Adam Johnson admits to being surprised, even confused, when he recently learned that he’d been selected for the 2018 Yale Educator Award.
Yes, that Yale.
“We didn’t actually talk about the nomination process,” said Johnson, a literature teacher at West Hall High. “I didn’t even know the award existed.”
He was only contacted at the end of the selection process when award recipients were announced and an engraved desk set arrived bearing his name.
That’s not to say it doesn’t mean a lot to Johnson.
He said it’s a kind of validation, not just in his own work, but also in seeing students think and reach beyond the class and into the world.
“To me, having this on my desk is the symbol of the fruit of a ton of labor,” Johnson added. “I’m just very deeply honored.”
Nominations for the award are made by incoming freshman at Yale University, located in New Haven, Conn., who chose a high school educator that had a positive influence on them.
West Hall’s 2018 valedictorian, Katie Burchfield, submitted Johnson’s name for consideration to a committee of admissions officials, who then chose the recipients.
There were 371 nominees this year, with 59 teachers and 28 counselors awarded.
Burchfield, who was profiled in The Times in May for her outstanding scholastic achievements, said that her parents are educators that instilled in her a love of learning and curiosity about the world.
She planned to enroll as a pre-med student.
The application process for Yale, one of the most prestigious Ivy League schools, included submitting standardized testing scores, classroom grades and supplemental essays.
A visit and an interview were also required. And, of course, recommendations.
Johnson said he didn’t hesitate when asked by Burchfield to vouch for her.
“You have to have faith in the idea that what you’re doing to teach juniors and seniors really will prepare them,” he said. “I kept it simple and told the truth.”
Johnson taught Burchfield in literature courses all four years of her high school education.
He said literature “brings worlds of thinking together,” and the freedom and wide variety of books students absorb under his tutelage speaks to this end.
“She was in a very bright group but stood out because there’s so much reading she had already done,” he said. “Not only was she very bright and very hard-working, but she was incredibly humble in her approach to becoming better — and that really stood out to me.”

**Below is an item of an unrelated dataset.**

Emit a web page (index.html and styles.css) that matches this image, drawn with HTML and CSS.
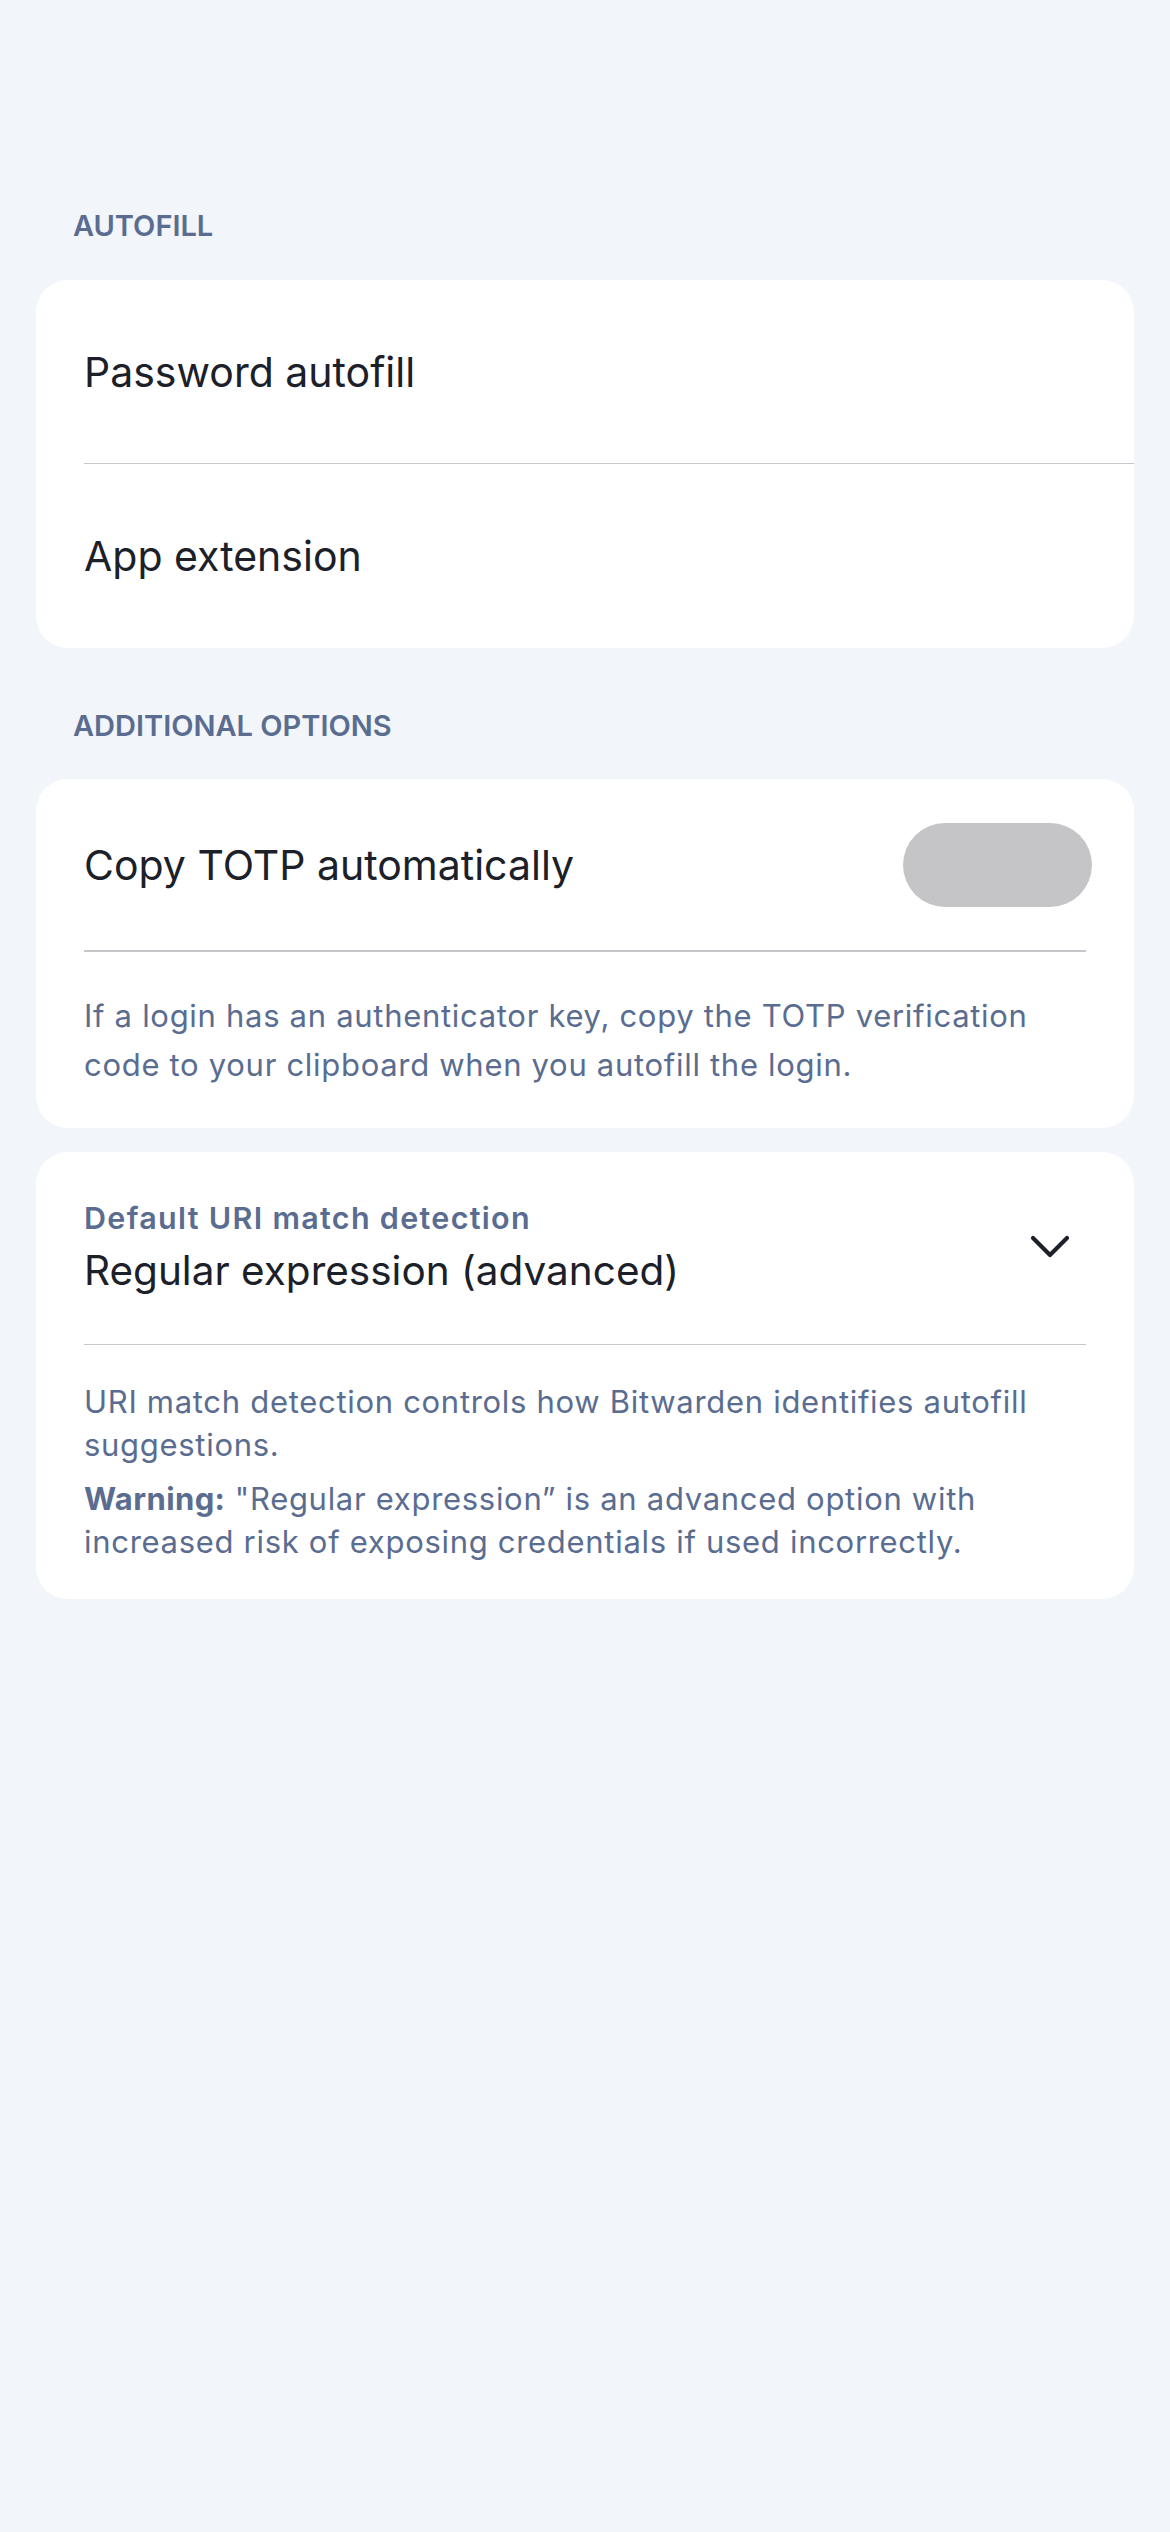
FILE: index.html
```html
<!DOCTYPE html>
<html lang="en">
<head>
<meta charset="utf-8">
<title>Autofill settings</title>
<link rel="stylesheet" href="styles.css">
</head>
<body>
<main class="page">
  <h2 class="section-title">AUTOFILL</h2>
  <section class="card">
    <div class="nav-row"><div class="nav-row-inner divided"><span class="row-text">Password autofill</span></div></div>
    <div class="nav-row"><div class="nav-row-inner"><span class="row-text">App extension</span></div></div>
  </section>

  <h2 class="section-title second">ADDITIONAL OPTIONS</h2>
  <section class="card">
    <div class="toggle-row">
      <span class="row-text">Copy TOTP automatically</span>
      <span class="toggle" role="switch" aria-checked="false"></span>
    </div>
    <div class="divider"></div>
    <p class="footnote totp-note">If a login has an authenticator key, copy the TOTP verification code to your clipboard when you autofill the login.</p>
  </section>

  <section class="card card-gap">
    <div class="picker-row">
      <div class="picker-text">
        <span class="picker-label">Default URI match detection</span>
        <span class="picker-value">Regular expression (advanced)</span>
      </div>
      <svg class="chevron" width="48" height="48" viewBox="0 0 48 48" aria-hidden="true">
        <path d="M7 15 L24 32 L41 15" fill="none" stroke="#1B2029" stroke-width="4.2" stroke-linecap="round" stroke-linejoin="round"/>
      </svg>
    </div>
    <div class="divider"></div>
    <div class="uri-notes">
      <p class="footnote uri-note">URI match detection controls how Bitwarden identifies autofill suggestions.</p>
      <p class="footnote uri-note"><b class="warn">Warning:</b> "Regular expression” is an advanced option with increased risk of exposing credentials if used incorrectly.</p>
    </div>
  </section>
</main>
</body>
</html>
```

FILE: styles.css
```css
* { box-sizing: border-box; }

html, body {
  margin: 0;
  padding: 0;
  background: #F2F5F9;
}

body {
  font-family: Inter, "Noto Sans", "DejaVu Sans", sans-serif;
  color: #1B2029;
  min-height: 2532px;
}

.page {
  padding: 208px 36px 0;
  display: flex;
  flex-direction: column;
}

.section-title {
  margin: 0 0 36px;
  padding-left: 37px;
  font-size: 29px;
  line-height: 36px;
  font-weight: 600;
  color: #5A6D91;
  letter-spacing: 0;
}

.section-title.second {
  margin-top: 60px;
  margin-bottom: 35px;
}

.card {
  background: #FFFFFF;
  border-radius: 32px;
  overflow: hidden;
}

.card-gap {
  margin-top: 24px;
}

.nav-row {
  padding-left: 48px;
}

.nav-row-inner {
  height: 184px;
  display: flex;
  align-items: center;
}

.nav-row-inner.divided {
  border-bottom: 1.5px solid #C8C8CC;
}

.row-text {
  font-size: 41px;
  line-height: 48px;
  color: #1B2029;
}

.toggle-row {
  height: 171px;
  display: flex;
  align-items: center;
  justify-content: space-between;
  padding: 0 42px 0 48px;
}

.toggle {
  width: 189px;
  height: 84px;
  border-radius: 42px;
  background: #C5C5C7;
}

.divider {
  height: 1.5px;
  margin: 0 48px;
  background: #C8C8CC;
}

.footnote {
  margin: 0;
  color: #5A6D91;
  font-size: 31px;
  letter-spacing: 0.7px;
}

.totp-note {
  padding: 39px 48px 39px;
  line-height: 49px;
}

.picker-row {
  display: flex;
  align-items: center;
  justify-content: space-between;
  padding: 48px 60px 49px 48px;
}

.picker-text {
  display: flex;
  flex-direction: column;
  gap: 11px;
}

.picker-label {
  font-size: 30.5px;
  line-height: 36px;
  font-weight: 600;
  letter-spacing: 1.3px;
  color: #5A6D91;
}

.picker-value {
  font-size: 40.5px;
  line-height: 48px;
  color: #1B2029;
}

.chevron {
  display: block;
  flex: none;
}

.uri-notes {
  display: flex;
  flex-direction: column;
  gap: 11px;
  padding: 35px 48px 36px;
}

.uri-note {
  line-height: 43px;
}

.warn {
  font-weight: 700;
  letter-spacing: 0.4px;
}
```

Having the qualities of intelligence and humility combined with hard work is rare, Johnson said.
He likened it this way: Though Bob Dylan could unquestionably write music and lyrics, his singing is a matter of taste.

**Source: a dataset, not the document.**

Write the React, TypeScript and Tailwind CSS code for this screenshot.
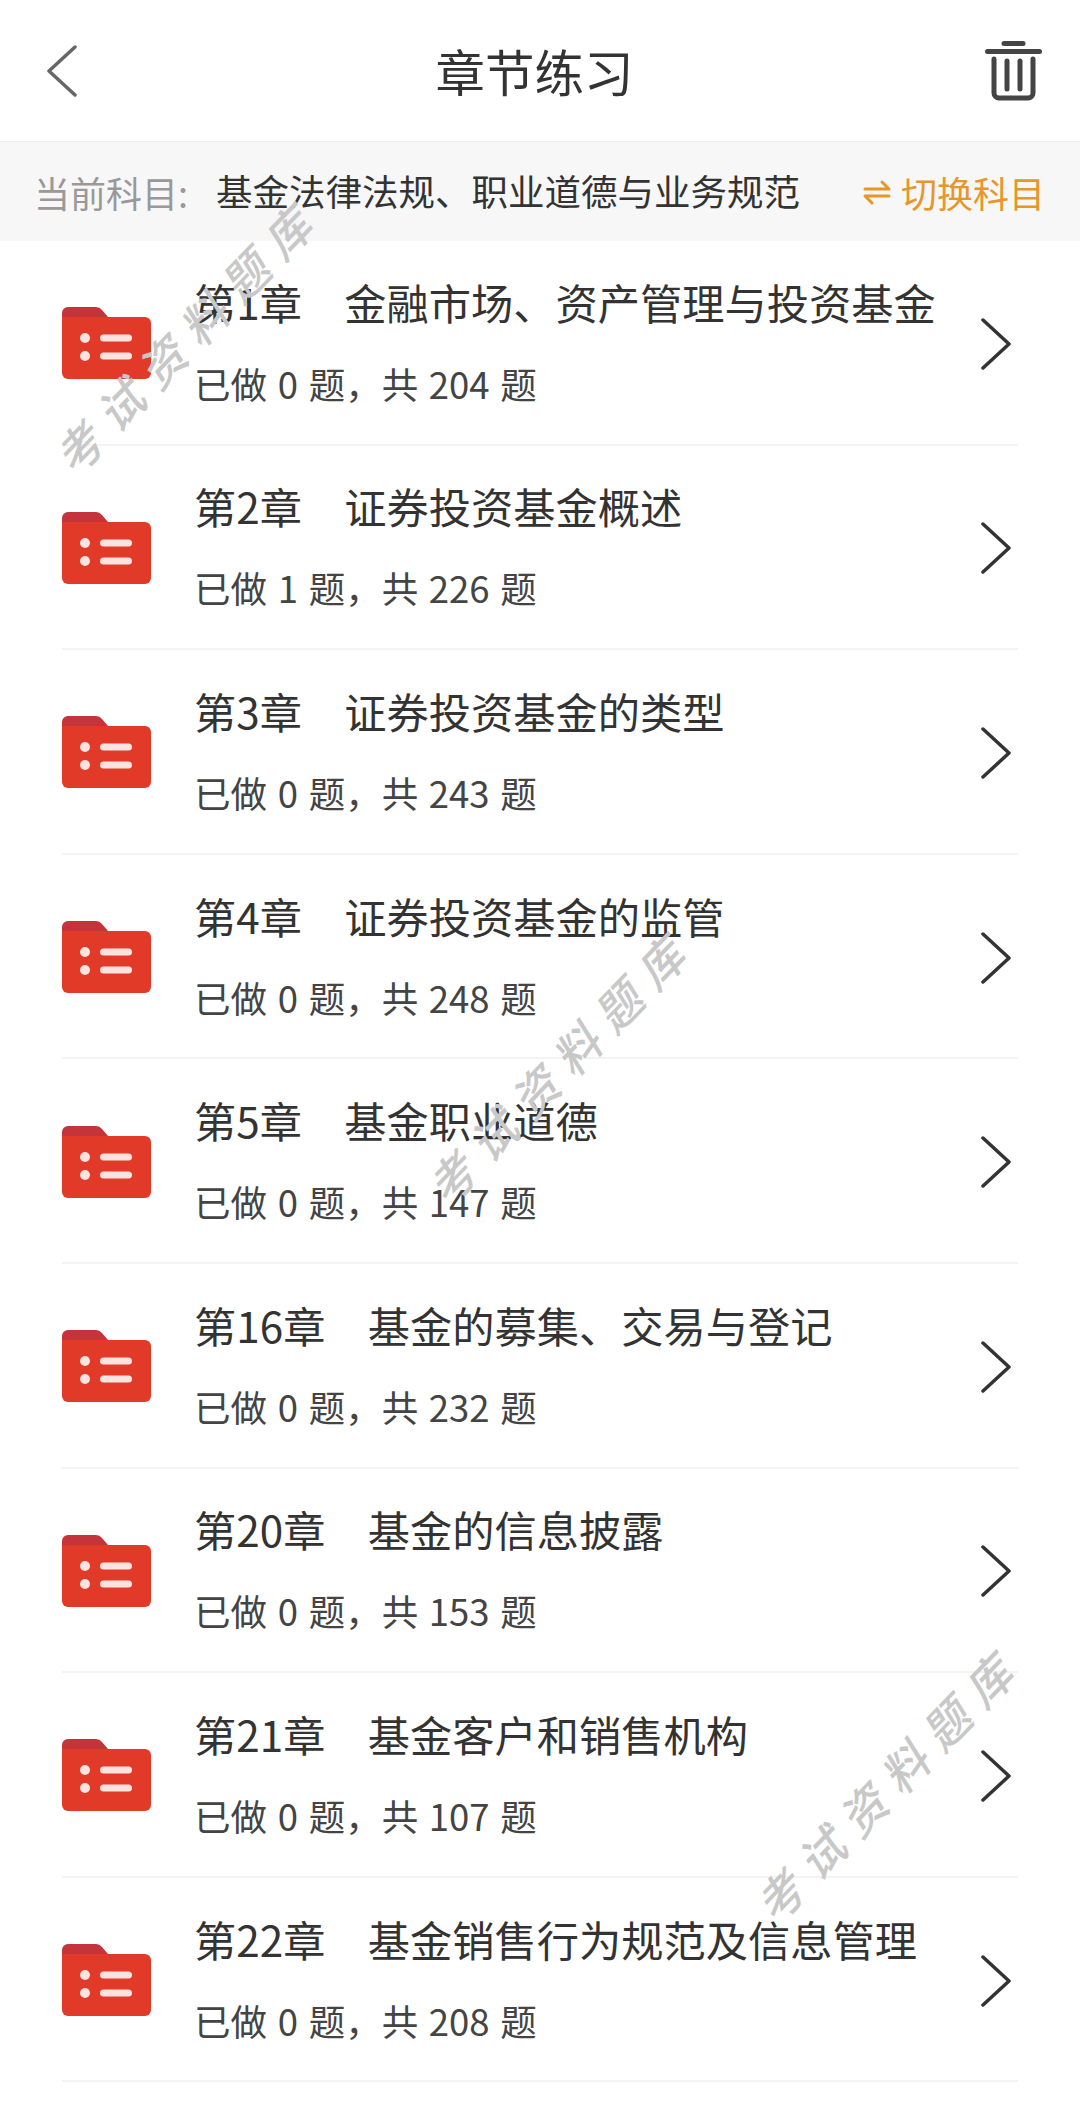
const chapters = [
  { no: "第1章", name: "金融市场、资产管理与投资基金", done: 0, total: 204 },
  { no: "第2章", name: "证券投资基金概述", done: 1, total: 226 },
  { no: "第3章", name: "证券投资基金的类型", done: 0, total: 243 },
  { no: "第4章", name: "证券投资基金的监管", done: 0, total: 248 },
  { no: "第5章", name: "基金职业道德", done: 0, total: 147 },
  { no: "第16章", name: "基金的募集、交易与登记", done: 0, total: 232 },
  { no: "第20章", name: "基金的信息披露", done: 0, total: 153 },
  { no: "第21章", name: "基金客户和销售机构", done: 0, total: 107 },
  { no: "第22章", name: "基金销售行为规范及信息管理", done: 0, total: 208 },
];

function FolderIcon() {
  return (
    <svg width="89" height="72" viewBox="0 0 89 72" className="mt-[2px] shrink-0">
      <path d="M0 6a6 6 0 0 1 6-6h28a8 8 0 0 1 6 3l6 7H0z" fill="#c4343a" />
      <path d="M0 10h83a6 6 0 0 1 6 6v50a6 6 0 0 1-6 6H6a6 6 0 0 1-6-6z" fill="#e23a28" />
      <circle cx="23" cy="31" r="5" fill="#fde3df" />
      <circle cx="23" cy="49" r="5" fill="#fde3df" />
      <rect x="38" y="27.5" width="32" height="7" rx="3.5" fill="#fde3df" />
      <rect x="38" y="45.5" width="32" height="7" rx="3.5" fill="#fde3df" />
    </svg>
  );
}

function Watermark({ className }: { className: string }) {
  return (
    <div className={`absolute -translate-x-1/2 -translate-y-1/2 -rotate-[46deg] whitespace-nowrap text-[46px] italic font-medium leading-none tracking-[14px] text-[#c8c8c8] pointer-events-none ${className}`}>
      考试资料题库
    </div>
  );
}

export default function App() {
  return (
    <div className="relative h-[2124px] w-[1080px] overflow-hidden bg-white font-['Noto_Sans_CJK_SC','Noto_Sans',sans-serif] text-[#333]">
      <header className="flex h-[141px] items-center justify-between pl-[46px] pr-[38px]">
        <svg width="32" height="52" viewBox="0 0 32 52" fill="none" stroke="#666" strokeWidth="3.5" strokeLinecap="round" strokeLinejoin="round">
          <path d="M29 2 3 26l26 24" />
        </svg>
        <h1 className="ml-[6px] text-[49.5px] font-normal leading-none text-[#333]">章节练习</h1>
        <svg width="57" height="60" viewBox="0 0 57 60" fill="none" stroke="#444" strokeWidth="5" strokeLinecap="round" strokeLinejoin="round">
          <path d="M19 2.5h19" />
          <path d="M2.5 10.5h52" />
          <path d="M9 18v34a5 5 0 0 0 5 5h29a5 5 0 0 0 5-5V18" />
          <path d="M22 20v28" />
          <path d="M35 20v28" />
        </svg>
      </header>

      <div className="flex h-[100px] items-center justify-between border-t border-[#eeeeee] bg-[#f7f7f7] pl-[34px] pr-[35px] text-[36px] leading-none">
        <div className="flex items-center">
          <span className="w-[182px] text-[#999]">当前科目:</span>
          <span className="text-[36.5px] text-[#333]">基金法律法规、职业道德与业务规范</span>
        </div>
        <div className="flex items-center gap-[10px] text-[#e8962a]">
          <svg width="28" height="28" viewBox="0 0 28 28" fill="none" stroke="#e8962a" strokeWidth="3" strokeLinecap="round" strokeLinejoin="round">
            <path d="M2 11h24l-7-7" />
            <path d="M26 18H2l7 7" />
          </svg>
          <span>切换科目</span>
        </div>
      </div>

      <div className="mx-[62px]">
        {chapters.map((c) => (
          <div key={c.no} className="flex h-[204.6px] items-center border-b-2 border-[#f3f3f3]">
            <FolderIcon />
            <div className="ml-[43px] flex flex-1 flex-col pb-[6px]">
              <div className="text-[42.25px] leading-[50px] text-[#333]">
                {c.no}　{c.name}
              </div>
              <div className="mt-[39px] text-[36.5px] leading-[36px] text-[#444] [word-spacing:2.5px]">
                已做 {c.done} 题，共 {c.total} 题
              </div>
            </div>
            <svg className="mr-[6px] mt-[3px] shrink-0" width="32" height="52" viewBox="0 0 32 52" fill="none" stroke="#333" strokeWidth="3.5" strokeLinecap="round" strokeLinejoin="round">
              <path d="M3 2l26 24L3 50" />
            </svg>
          </div>
        ))}
      </div>

      <Watermark className="left-[186px] top-[335px]" />
      <Watermark className="left-[559px] top-[1065px]" />
      <Watermark className="left-[887px] top-[1783px]" />
    </div>
  );
}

Johnson comes from a family of educators. His mother retired an elementary school principal and his father was a library director.
“I guess I split the difference between their careers,” he said.
Johnson knows teaching can be a thankless job, at times. It’s work that requires passion as much as anything.
So praise from colleagues or the boss is always nice.
West Hall High Principal Ley Hathcock said he taught Burchfield himself, and Johnson taught his own daughter.
“It really comes as no surprise that we have both students and teachers coming from the Hall County School District that garner awards,” he said. “I’m as proud as I could possibly be to have been associated with Katie and Adam.”
For Johnson, the best reward comes from seeing students flourish wherever life leads them.
“Students are the people who see you day in and day out,” Johnson said. “They see you at your best and at your worst. It’s just very special for (Burchfield) to have nominated me for this. It’s just really nice to know that when students could do nothing, instead they decide to do something and give back in that kind of way.”